If the head matches, this is ideal, and we can just use our head state - that covers over 90% of the cases that are seen for validation. After this we start a process of deciding what’s going to be the best state.
Given that we have the
target, we can attempt to use that to find a state, and we can also attempt to use things such as the
finalized state as a common ancestor.
Our fix straight after the incident was basically to ignore attestations to a
target prior to the current justified epoch if the
target of the attestation is on the canonical chain, and we can’t find the state in memory. This fix was in the
23.5.0 teku release, and was very effective at avoiding the problems seen during non finality.
One cool thing about this community is the sense of ‘team’ and ‘us’ - it’s actually very supportive and inclusive.
This is a super power, because it lets us do things that would never be possible if it was always a huge competitive field.
So we spun up a testing network, a big one… 600k validators.

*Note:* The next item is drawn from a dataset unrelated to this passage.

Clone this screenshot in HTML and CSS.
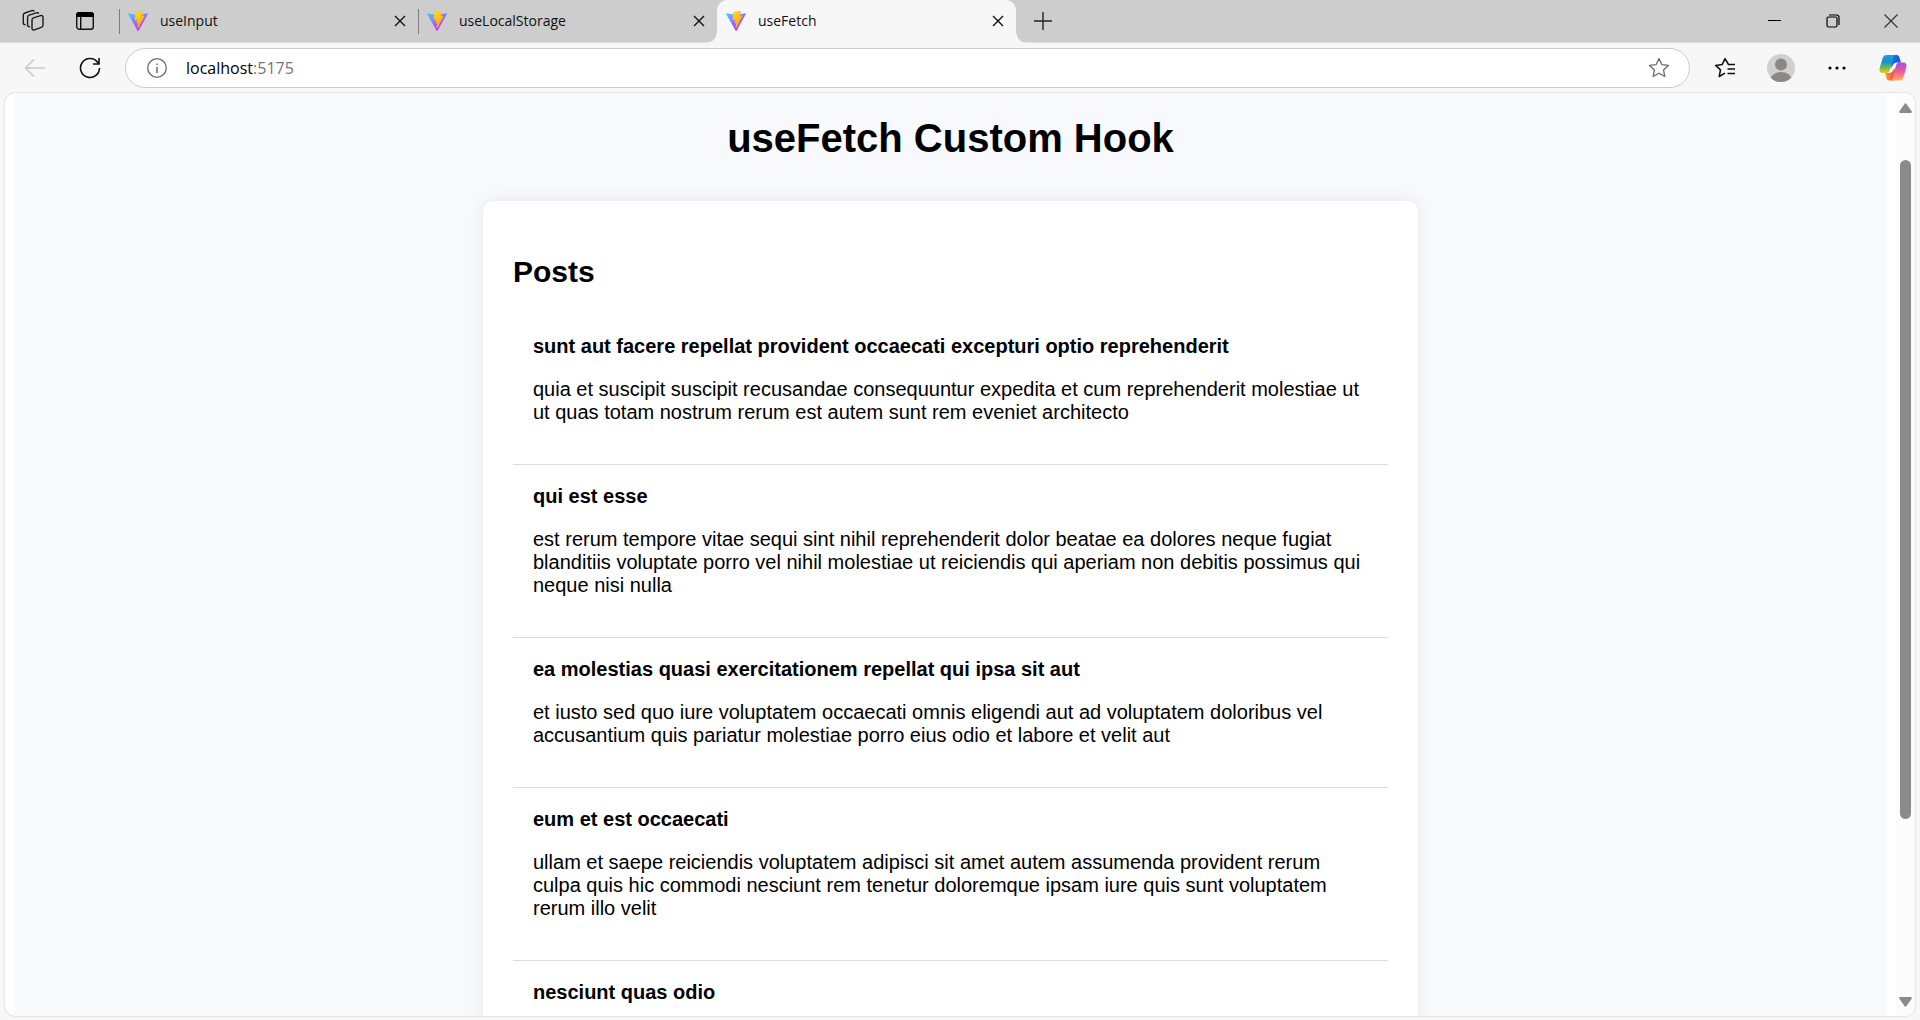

The devops people we have in the group are amazing, and made it super easy for us. We ran with similar setup to mainnet in terms of ratios of clients, and proved we could break it in the way that was understood to be the issue. It was almost the issue, so we upped the anti, and things went boom. This is huge. Replicating the circumstances shows you understand what actually happened.
Afterwards we spun up the new versions of clients put out to rectify the issue (23.5.0 for teku), and saw the problem was no longer present. Then we pushed the understood circumstances, and gained confidence that even given a significantly worse set of circumstances, the network would be healthy.
This was a huge community win, I can’t speak highly enough of this group of people and their willingness to extrapolate and test more.
23.5.0, it was a lingering thought that we still needed to lookup states without a great description of why we needed them, and I did end up revisiting this area.
The metrics I added during investigation were very effective at showing percentages of our state selection choices, and I noticed a peculiarity, because basically the target that was in these problematic attestations were still ultimately canonical, and should have actually been able to be verified very cheaply (ancestor of head).
Prior to our initial fix, after we discounted the chain head as a candidate state, we would attempt to find the state where we processed the block that’s referenced as target of the attestation. Unfortunately we made the assumption that the
slot of the attestation would match the
target slot. While this does occur, it’s actually relatively common for the target to not be the
slot. If you think about it, only 1 slot in 32 is the start of any given epoch. This was the core of the issue that caused the chaos for us in May, as we weren’t able to determine a good match here and went further down into trying to match scenarios, ran out of things to try, and regenerated states.
23.6.0,the root cause of the bug that was present during non finality has been removed, by looking up the slot of the target rather than using the slot of the attestation.
We also extended the theory of using a chain head for validation, since we generally have head states present at all times, they’re usually a cheap way to validate, if we can locate them. Our selector now also checks for non canonical chains and if the attestation is an ancestor of any of those chains, and uses that chain head to verify against in that scenario.
While we’ve come a long way in reducing the number of states accessed during gossip validation, there’s other cases where we still need to investigate.
One desire I’ve had for a while is to bring memory under control, and we’ve reduced state access a lot, but there’s still regenerations happening when we drop the heap size down, so no changes to our recommended minimum at this stage, as it may impact validating nodes. If we can rectify another couple of accesses, we should be able to actually reduce our heap requirements, and that would be a huge improvement.
The other investigation that probably is notable is why state regeneration is taking a long period of time, because that impacts
tick processing, which can have flow on effects.